Prompt :: Please output every line of the material as it stands, without the pictures.
=-=-=-=-=
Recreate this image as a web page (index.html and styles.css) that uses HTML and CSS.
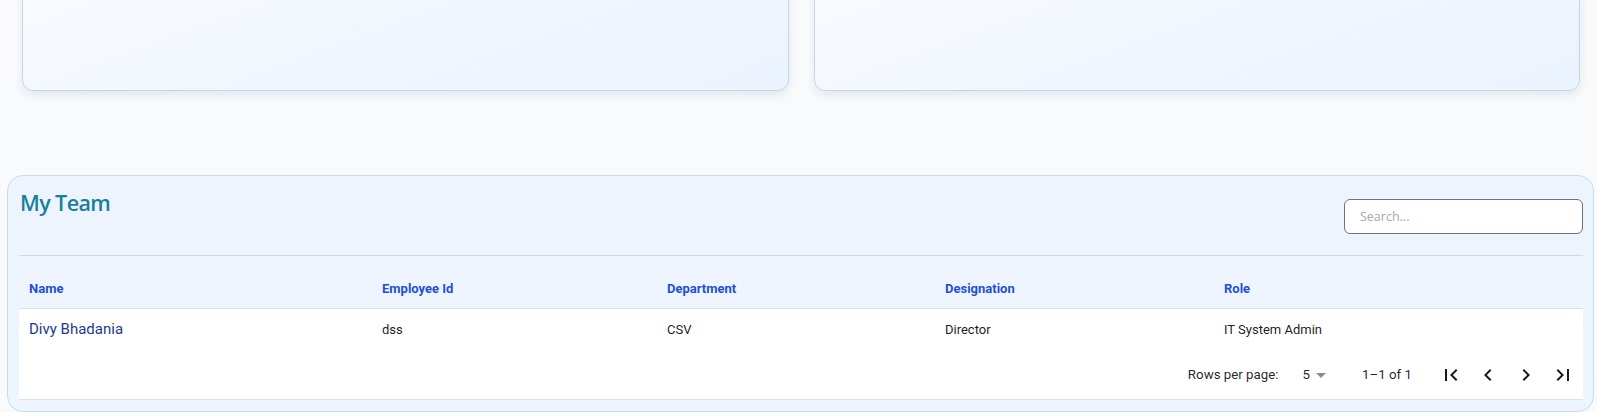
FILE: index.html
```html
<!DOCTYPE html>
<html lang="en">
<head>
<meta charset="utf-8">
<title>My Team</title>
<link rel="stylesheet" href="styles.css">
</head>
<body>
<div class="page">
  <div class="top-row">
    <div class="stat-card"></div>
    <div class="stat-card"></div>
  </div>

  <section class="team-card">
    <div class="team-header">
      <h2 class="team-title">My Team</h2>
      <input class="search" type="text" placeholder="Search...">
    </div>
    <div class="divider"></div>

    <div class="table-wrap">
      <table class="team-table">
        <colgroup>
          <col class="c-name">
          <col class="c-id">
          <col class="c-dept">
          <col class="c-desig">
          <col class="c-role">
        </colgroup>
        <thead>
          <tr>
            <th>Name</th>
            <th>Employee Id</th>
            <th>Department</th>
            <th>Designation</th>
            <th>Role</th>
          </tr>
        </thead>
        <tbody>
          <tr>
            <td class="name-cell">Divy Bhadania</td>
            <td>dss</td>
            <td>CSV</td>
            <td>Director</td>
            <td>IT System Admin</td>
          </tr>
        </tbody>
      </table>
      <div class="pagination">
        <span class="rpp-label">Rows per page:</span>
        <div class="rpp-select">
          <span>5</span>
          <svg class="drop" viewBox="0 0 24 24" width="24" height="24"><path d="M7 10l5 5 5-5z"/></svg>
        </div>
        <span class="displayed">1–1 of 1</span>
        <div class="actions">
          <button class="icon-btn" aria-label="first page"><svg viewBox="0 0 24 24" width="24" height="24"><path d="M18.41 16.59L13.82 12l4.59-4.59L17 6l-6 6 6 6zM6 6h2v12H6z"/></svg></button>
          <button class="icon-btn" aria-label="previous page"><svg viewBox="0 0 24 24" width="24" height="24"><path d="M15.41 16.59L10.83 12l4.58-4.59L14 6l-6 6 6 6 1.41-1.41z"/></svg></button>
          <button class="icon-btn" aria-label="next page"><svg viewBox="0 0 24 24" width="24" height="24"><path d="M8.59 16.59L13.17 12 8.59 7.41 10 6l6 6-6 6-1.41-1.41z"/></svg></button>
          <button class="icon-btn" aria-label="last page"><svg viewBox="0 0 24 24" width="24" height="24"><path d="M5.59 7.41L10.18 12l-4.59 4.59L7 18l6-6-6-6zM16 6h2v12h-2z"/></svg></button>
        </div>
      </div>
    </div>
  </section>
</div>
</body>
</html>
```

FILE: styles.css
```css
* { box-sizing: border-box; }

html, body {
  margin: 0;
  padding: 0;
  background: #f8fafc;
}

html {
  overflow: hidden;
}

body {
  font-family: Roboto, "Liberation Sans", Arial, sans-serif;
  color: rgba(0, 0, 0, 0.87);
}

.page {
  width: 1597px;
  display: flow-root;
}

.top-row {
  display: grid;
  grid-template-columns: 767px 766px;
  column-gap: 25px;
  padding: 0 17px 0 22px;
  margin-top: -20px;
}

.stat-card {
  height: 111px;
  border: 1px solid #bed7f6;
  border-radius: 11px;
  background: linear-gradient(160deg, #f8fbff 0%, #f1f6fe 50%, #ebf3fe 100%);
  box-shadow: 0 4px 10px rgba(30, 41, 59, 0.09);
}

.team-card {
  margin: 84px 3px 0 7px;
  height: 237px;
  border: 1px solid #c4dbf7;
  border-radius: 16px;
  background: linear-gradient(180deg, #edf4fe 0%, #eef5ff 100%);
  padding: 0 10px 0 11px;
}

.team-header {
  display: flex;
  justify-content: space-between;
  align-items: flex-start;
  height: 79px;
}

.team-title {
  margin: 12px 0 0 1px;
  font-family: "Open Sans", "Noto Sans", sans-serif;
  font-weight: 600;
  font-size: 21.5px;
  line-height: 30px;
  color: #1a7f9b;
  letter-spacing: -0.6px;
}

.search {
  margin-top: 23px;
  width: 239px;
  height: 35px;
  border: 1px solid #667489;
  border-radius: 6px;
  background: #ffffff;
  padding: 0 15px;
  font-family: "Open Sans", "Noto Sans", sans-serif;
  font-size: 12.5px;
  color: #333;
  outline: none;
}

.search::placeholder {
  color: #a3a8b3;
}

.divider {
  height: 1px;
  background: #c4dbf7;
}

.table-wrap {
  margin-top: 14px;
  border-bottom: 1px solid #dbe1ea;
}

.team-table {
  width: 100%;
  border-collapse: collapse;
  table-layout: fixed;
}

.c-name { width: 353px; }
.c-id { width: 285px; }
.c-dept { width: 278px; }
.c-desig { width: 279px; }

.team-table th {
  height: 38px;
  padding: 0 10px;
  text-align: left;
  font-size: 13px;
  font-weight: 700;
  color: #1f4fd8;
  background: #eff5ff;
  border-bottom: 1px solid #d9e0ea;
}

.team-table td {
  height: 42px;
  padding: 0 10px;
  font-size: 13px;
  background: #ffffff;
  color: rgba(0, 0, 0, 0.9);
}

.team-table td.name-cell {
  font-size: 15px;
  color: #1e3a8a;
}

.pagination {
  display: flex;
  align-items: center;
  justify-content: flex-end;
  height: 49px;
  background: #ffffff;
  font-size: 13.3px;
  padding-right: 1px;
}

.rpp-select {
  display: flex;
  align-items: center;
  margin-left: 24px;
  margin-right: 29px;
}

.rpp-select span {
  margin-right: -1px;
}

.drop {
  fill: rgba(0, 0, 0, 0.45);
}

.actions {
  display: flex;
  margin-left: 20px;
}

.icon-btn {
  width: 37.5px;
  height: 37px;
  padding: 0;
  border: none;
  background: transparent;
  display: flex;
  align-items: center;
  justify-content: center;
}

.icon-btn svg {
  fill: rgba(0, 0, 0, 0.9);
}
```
=-=-=-=-=
Output ::
Recreate this image as a web page (index.html and styles.css) that uses HTML and CSS.
FILE: index.html
```html
<!DOCTYPE html>
<html lang="en">
<head>
<meta charset="utf-8">
<title>My Team</title>
<link rel="stylesheet" href="styles.css">
</head>
<body>
<div class="page">
  <div class="top-row">
    <div class="stat-card"></div>
    <div class="stat-card"></div>
  </div>

  <section class="team-card">
    <div class="team-header">
      <h2 class="team-title">My Team</h2>
      <input class="search" type="text" placeholder="Search...">
    </div>
    <div class="divider"></div>

    <div class="table-wrap">
      <table class="team-table">
        <colgroup>
          <col class="c-name">
          <col class="c-id">
          <col class="c-dept">
          <col class="c-desig">
          <col class="c-role">
        </colgroup>
        <thead>
          <tr>
            <th>Name</th>
            <th>Employee Id</th>
            <th>Department</th>
            <th>Designation</th>
            <th>Role</th>
          </tr>
        </thead>
        <tbody>
          <tr>
            <td class="name-cell">Divy Bhadania</td>
            <td>dss</td>
            <td>CSV</td>
            <td>Director</td>
            <td>IT System Admin</td>
          </tr>
        </tbody>
      </table>
      <div class="pagination">
        <span class="rpp-label">Rows per page:</span>
        <div class="rpp-select">
          <span>5</span>
          <svg class="drop" viewBox="0 0 24 24" width="24" height="24"><path d="M7 10l5 5 5-5z"/></svg>
        </div>
        <span class="displayed">1–1 of 1</span>
        <div class="actions">
          <button class="icon-btn" aria-label="first page"><svg viewBox="0 0 24 24" width="24" height="24"><path d="M18.41 16.59L13.82 12l4.59-4.59L17 6l-6 6 6 6zM6 6h2v12H6z"/></svg></button>
          <button class="icon-btn" aria-label="previous page"><svg viewBox="0 0 24 24" width="24" height="24"><path d="M15.41 16.59L10.83 12l4.58-4.59L14 6l-6 6 6 6 1.41-1.41z"/></svg></button>
          <button class="icon-btn" aria-label="next page"><svg viewBox="0 0 24 24" width="24" height="24"><path d="M8.59 16.59L13.17 12 8.59 7.41 10 6l6 6-6 6-1.41-1.41z"/></svg></button>
          <button class="icon-btn" aria-label="last page"><svg viewBox="0 0 24 24" width="24" height="24"><path d="M5.59 7.41L10.18 12l-4.59 4.59L7 18l6-6-6-6zM16 6h2v12h-2z"/></svg></button>
        </div>
      </div>
    </div>
  </section>
</div>
</body>
</html>
```

FILE: styles.css
```css
* { box-sizing: border-box; }

html, body {
  margin: 0;
  padding: 0;
  background: #f8fafc;
}

html {
  overflow: hidden;
}

body {
  font-family: Roboto, "Liberation Sans", Arial, sans-serif;
  color: rgba(0, 0, 0, 0.87);
}

.page {
  width: 1597px;
  display: flow-root;
}

.top-row {
  display: grid;
  grid-template-columns: 767px 766px;
  column-gap: 25px;
  padding: 0 17px 0 22px;
  margin-top: -20px;
}

.stat-card {
  height: 111px;
  border: 1px solid #bed7f6;
  border-radius: 11px;
  background: linear-gradient(160deg, #f8fbff 0%, #f1f6fe 50%, #ebf3fe 100%);
  box-shadow: 0 4px 10px rgba(30, 41, 59, 0.09);
}

.team-card {
  margin: 84px 3px 0 7px;
  height: 237px;
  border: 1px solid #c4dbf7;
  border-radius: 16px;
  background: linear-gradient(180deg, #edf4fe 0%, #eef5ff 100%);
  padding: 0 10px 0 11px;
}

.team-header {
  display: flex;
  justify-content: space-between;
  align-items: flex-start;
  height: 79px;
}

.team-title {
  margin: 12px 0 0 1px;
  font-family: "Open Sans", "Noto Sans", sans-serif;
  font-weight: 600;
  font-size: 21.5px;
  line-height: 30px;
  color: #1a7f9b;
  letter-spacing: -0.6px;
}

.search {
  margin-top: 23px;
  width: 239px;
  height: 35px;
  border: 1px solid #667489;
  border-radius: 6px;
  background: #ffffff;
  padding: 0 15px;
  font-family: "Open Sans", "Noto Sans", sans-serif;
  font-size: 12.5px;
  color: #333;
  outline: none;
}

.search::placeholder {
  color: #a3a8b3;
}

.divider {
  height: 1px;
  background: #c4dbf7;
}

.table-wrap {
  margin-top: 14px;
  border-bottom: 1px solid #dbe1ea;
}

.team-table {
  width: 100%;
  border-collapse: collapse;
  table-layout: fixed;
}

.c-name { width: 353px; }
.c-id { width: 285px; }
.c-dept { width: 278px; }
.c-desig { width: 279px; }

.team-table th {
  height: 38px;
  padding: 0 10px;
  text-align: left;
  font-size: 13px;
  font-weight: 700;
  color: #1f4fd8;
  background: #eff5ff;
  border-bottom: 1px solid #d9e0ea;
}

.team-table td {
  height: 42px;
  padding: 0 10px;
  font-size: 13px;
  background: #ffffff;
  color: rgba(0, 0, 0, 0.9);
}

.team-table td.name-cell {
  font-size: 15px;
  color: #1e3a8a;
}

.pagination {
  display: flex;
  align-items: center;
  justify-content: flex-end;
  height: 49px;
  background: #ffffff;
  font-size: 13.3px;
  padding-right: 1px;
}

.rpp-select {
  display: flex;
  align-items: center;
  margin-left: 24px;
  margin-right: 29px;
}

.rpp-select span {
  margin-right: -1px;
}

.drop {
  fill: rgba(0, 0, 0, 0.45);
}

.actions {
  display: flex;
  margin-left: 20px;
}

.icon-btn {
  width: 37.5px;
  height: 37px;
  padding: 0;
  border: none;
  background: transparent;
  display: flex;
  align-items: center;
  justify-content: center;
}

.icon-btn svg {
  fill: rgba(0, 0, 0, 0.9);
}
```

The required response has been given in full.